Opinión

EL DILEMA HIPOTECARIO

El hábitat hipotecario difiere notablemente según el país y la consideración social de la vivienda en propiedad, en tanto factor de estabilidad emocional y patrimonial que determina la capacidad de endeudamiento y consumo de los hogares. Así, en España ha favorecido la consolidación de una base amplia de propietarios (más del 80 por ciento de las familias) y, en sentido contrario, escasa preferencia por la vivienda en alquiler. Modalidad ésta con mayor presencia en Estados Unidos, donde la entrega del activo hipotecado al prestamista extingue por completo la deuda contratada para su adquisición, y toda responsabilidad del prestatario. El primero de los modelos, garantista, peca de exigente con los compradores y de protector con las entidades financieras: salvo pacto en contrario, la garantía hipotecaria no exime al deudor de su responsabilidad personal e ilimitada, con extensión al resto de su patrimonio, presente y futuro. A cambio de asumir este grado de compromiso, el mercado hipotecario español de particulares ha podido gozar de condiciones crediticias comparadas tremendamente ventajosas en lo relativo a porcentajes sobre tasación, precios y plazos de amortización; presenta una tasa de morosidad que apenas supera el 3 por ciento; y fomenta el ahorro en un país como el nuestro, tradicionalmente poco dado a eso.
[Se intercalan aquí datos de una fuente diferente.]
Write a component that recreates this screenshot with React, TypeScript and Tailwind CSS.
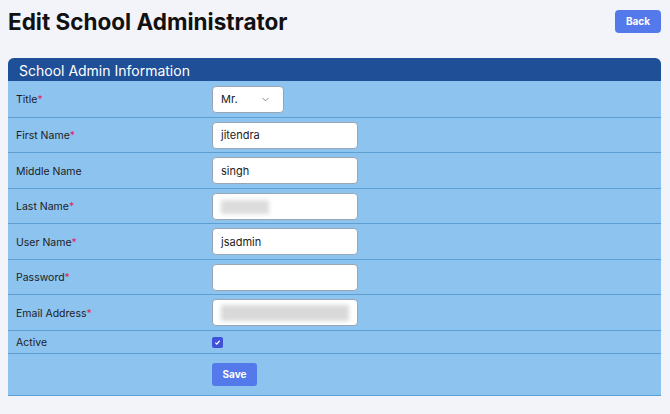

El segundo, especialmente sensible al ciclo, tuvo mejor acogida en sociedades de mayor movilidad geográfica en lo laboral y menor arraigo afectivo y territorial. A lo que se suma la preferencia por los activos financieros a la hora de canalizar mayoritariamente el ahorro. Aun cuando no se trata de elementos que, por lo general, definan a la sociedad española, crece entre la opinión pública de nuestro país su aceptación conforme se confirma la escasa incidencia del código de buenas prácticas y arrecia el drama social de las familias desahuciadas. Amén de conducir hacia una profunda transformación cultural, la asunción de la dación en pago obligaría a bancos y cajas a elevar su umbral de prudencia financiera en el momento menos propicio; prolongaría la indigestión inmobiliaria residencial; y extendería sus daños colaterales a la deteriorada democratización del crédito destinado a la compra de vivienda. Claro que todo esto importa poco cuando son dos más las familias desposeídas de su hogar en el tiempo transcurrido entre el inicio y el final de esta reflexión.